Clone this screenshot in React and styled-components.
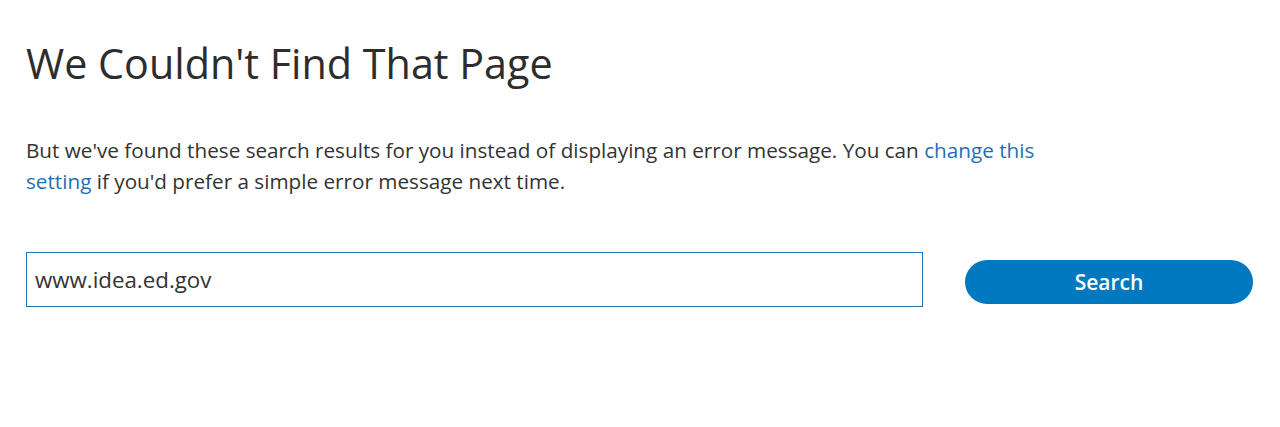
import React from 'react';
import styled, { createGlobalStyle } from 'styled-components';

const GlobalStyle = createGlobalStyle`
  body {
    margin: 0;
    background: #fff;
    font-family: "Open Sans", "Liberation Sans", sans-serif;
    color: #333;
  }
`;

const Page = styled.main`
  padding: 35px 27px 0 26px;
`;

const Title = styled.h1`
  margin: 0;
  font-size: 41.3px;
  font-weight: 400;
  line-height: 56px;
  color: #2d2d2d;
`;

const Message = styled.p`
  margin: 44px 0 0 0;
  max-width: 1030px;
  font-size: 20.7px;
  line-height: 31px;
  color: #333;
`;

const Link = styled.a`
  color: #1f6fb5;
  text-decoration: none;
`;

const SearchRow = styled.form`
  display: flex;
  align-items: flex-start;
  gap: 42px;
  margin-top: 55px;
`;

const SearchInput = styled.input`
  flex: 0 0 897px;
  box-sizing: border-box;
  height: 55px;
  padding: 0 8px;
  border: 1px solid #1b75bb;
  border-radius: 0;
  font-family: inherit;
  font-size: 22.3px;
  color: #333;
  outline: none;
`;

const SearchButton = styled.button`
  flex: 1;
  height: 44px;
  margin-top: 8px;
  border: none;
  border-radius: 22px;
  background: #0079c1;
  color: #fff;
  font-family: inherit;
  font-size: 21px;
  font-weight: 600;
  cursor: pointer;
`;

export default function App() {
  return (
    <>
      <GlobalStyle />
      <Page>
        <Title>We Couldn't Find That Page</Title>
        <Message>
          But we've found these search results for you instead of displaying an error message. You can{' '}
          <Link href="#">change this setting</Link> if you'd prefer a simple error message next time.
        </Message>
        <SearchRow onSubmit={(e) => e.preventDefault()}>
          <SearchInput type="text" defaultValue="www.idea.ed.gov" />
          <SearchButton type="submit">Search</SearchButton>
        </SearchRow>
      </Page>
    </>
  );
}
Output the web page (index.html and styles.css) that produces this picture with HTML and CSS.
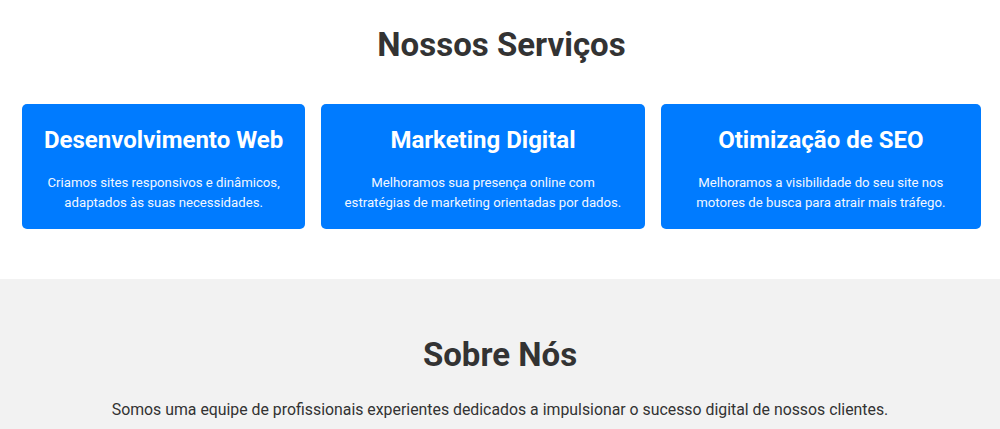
FILE: index.html
```html
<!DOCTYPE html>
<html lang="pt-BR">
<head>
<meta charset="utf-8">
<title>Serviços</title>
<link rel="stylesheet" href="styles.css">
</head>
<body>
  <section class="services">
    <h2 class="section-title">Nossos Serviços</h2>
    <div class="cards">
      <div class="card card-web">
        <h3 class="card-title">Desenvolvimento Web</h3>
        <p class="card-text">Criamos sites responsivos e dinâmicos, adaptados às suas necessidades.</p>
      </div>
      <div class="card card-mkt">
        <h3 class="card-title">Marketing Digital</h3>
        <p class="card-text">Melhoramos sua presença online com estratégias de marketing orientadas por dados.</p>
      </div>
      <div class="card card-seo">
        <h3 class="card-title">Otimização de SEO</h3>
        <p class="card-text">Melhoramos a visibilidade do seu site nos motores de busca para atrair mais tráfego.</p>
      </div>
    </div>
  </section>
  <section class="about">
    <h2 class="section-title">Sobre Nós</h2>
    <p class="about-text">Somos uma equipe de profissionais experientes dedicados a impulsionar o sucesso digital de nossos clientes.</p>
  </section>
</body>
</html>
```

FILE: styles.css
```css
* { box-sizing: border-box; }

body {
  margin: 0;
  font-family: Roboto, "Liberation Sans", Arial, sans-serif;
  color: #333;
  background: #fff;
}

.section-title {
  font-size: 33px;
  font-weight: 700;
  text-align: center;
  margin: 0;
  color: #333;
}

.services {
  padding: 25px 19px 50px 22px;
}

.services .section-title {
  margin-bottom: 40px;
}

.cards {
  display: grid;
  grid-template-columns: 283fr 323fr 320fr;
  column-gap: 16px;
}

.card {
  background: #007bff;
  color: #fff;
  border-radius: 5px;
  padding: 22px 18px 16px;
  text-align: center;
}

.card-title {
  margin: 0 0 19px;
  font-size: 24px;
  font-weight: 700;
}

.card-text {
  margin: 0;
  font-size: 13.2px;
  line-height: 20px;
  color: #f2f7ff;
}

.about {
  background: #f2f2f2;
  padding: 56px 20px 20px;
  text-align: center;
}

.about .section-title {
  margin-bottom: 26px;
}

.about-text {
  margin: 0;
  font-size: 15.85px;
  line-height: 20px;
}
```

▬▬▬▬▬▬▬▬▬▬

*Task statement*. Omitting all images, retype each line of the records precisely.

*Final result*.
Clone this screenshot in React and styled-components.
import React from 'react';
import styled, { createGlobalStyle } from 'styled-components';

const GlobalStyle = createGlobalStyle`
  body {
    margin: 0;
    background: #fff;
    font-family: "Open Sans", "Liberation Sans", sans-serif;
    color: #333;
  }
`;

const Page = styled.main`
  padding: 35px 27px 0 26px;
`;

const Title = styled.h1`
  margin: 0;
  font-size: 41.3px;
  font-weight: 400;
  line-height: 56px;
  color: #2d2d2d;
`;

const Message = styled.p`
  margin: 44px 0 0 0;
  max-width: 1030px;
  font-size: 20.7px;
  line-height: 31px;
  color: #333;
`;

const Link = styled.a`
  color: #1f6fb5;
  text-decoration: none;
`;

const SearchRow = styled.form`
  display: flex;
  align-items: flex-start;
  gap: 42px;
  margin-top: 55px;
`;

const SearchInput = styled.input`
  flex: 0 0 897px;
  box-sizing: border-box;
  height: 55px;
  padding: 0 8px;
  border: 1px solid #1b75bb;
  border-radius: 0;
  font-family: inherit;
  font-size: 22.3px;
  color: #333;
  outline: none;
`;

const SearchButton = styled.button`
  flex: 1;
  height: 44px;
  margin-top: 8px;
  border: none;
  border-radius: 22px;
  background: #0079c1;
  color: #fff;
  font-family: inherit;
  font-size: 21px;
  font-weight: 600;
  cursor: pointer;
`;

export default function App() {
  return (
    <>
      <GlobalStyle />
      <Page>
        <Title>We Couldn't Find That Page</Title>
        <Message>
          But we've found these search results for you instead of displaying an error message. You can{' '}
          <Link href="#">change this setting</Link> if you'd prefer a simple error message next time.
        </Message>
        <SearchRow onSubmit={(e) => e.preventDefault()}>
          <SearchInput type="text" defaultValue="www.idea.ed.gov" />
          <SearchButton type="submit">Search</SearchButton>
        </SearchRow>
      </Page>
    </>
  );
}
Output the web page (index.html and styles.css) that produces this picture with HTML and CSS.
FILE: index.html
```html
<!DOCTYPE html>
<html lang="pt-BR">
<head>
<meta charset="utf-8">
<title>Serviços</title>
<link rel="stylesheet" href="styles.css">
</head>
<body>
  <section class="services">
    <h2 class="section-title">Nossos Serviços</h2>
    <div class="cards">
      <div class="card card-web">
        <h3 class="card-title">Desenvolvimento Web</h3>
        <p class="card-text">Criamos sites responsivos e dinâmicos, adaptados às suas necessidades.</p>
      </div>
      <div class="card card-mkt">
        <h3 class="card-title">Marketing Digital</h3>
        <p class="card-text">Melhoramos sua presença online com estratégias de marketing orientadas por dados.</p>
      </div>
      <div class="card card-seo">
        <h3 class="card-title">Otimização de SEO</h3>
        <p class="card-text">Melhoramos a visibilidade do seu site nos motores de busca para atrair mais tráfego.</p>
      </div>
    </div>
  </section>
  <section class="about">
    <h2 class="section-title">Sobre Nós</h2>
    <p class="about-text">Somos uma equipe de profissionais experientes dedicados a impulsionar o sucesso digital de nossos clientes.</p>
  </section>
</body>
</html>
```

FILE: styles.css
```css
* { box-sizing: border-box; }

body {
  margin: 0;
  font-family: Roboto, "Liberation Sans", Arial, sans-serif;
  color: #333;
  background: #fff;
}

.section-title {
  font-size: 33px;
  font-weight: 700;
  text-align: center;
  margin: 0;
  color: #333;
}

.services {
  padding: 25px 19px 50px 22px;
}

.services .section-title {
  margin-bottom: 40px;
}

.cards {
  display: grid;
  grid-template-columns: 283fr 323fr 320fr;
  column-gap: 16px;
}

.card {
  background: #007bff;
  color: #fff;
  border-radius: 5px;
  padding: 22px 18px 16px;
  text-align: center;
}

.card-title {
  margin: 0 0 19px;
  font-size: 24px;
  font-weight: 700;
}

.card-text {
  margin: 0;
  font-size: 13.2px;
  line-height: 20px;
  color: #f2f7ff;
}

.about {
  background: #f2f2f2;
  padding: 56px 20px 20px;
  text-align: center;
}

.about .section-title {
  margin-bottom: 26px;
}

.about-text {
  margin: 0;
  font-size: 15.85px;
  line-height: 20px;
}
```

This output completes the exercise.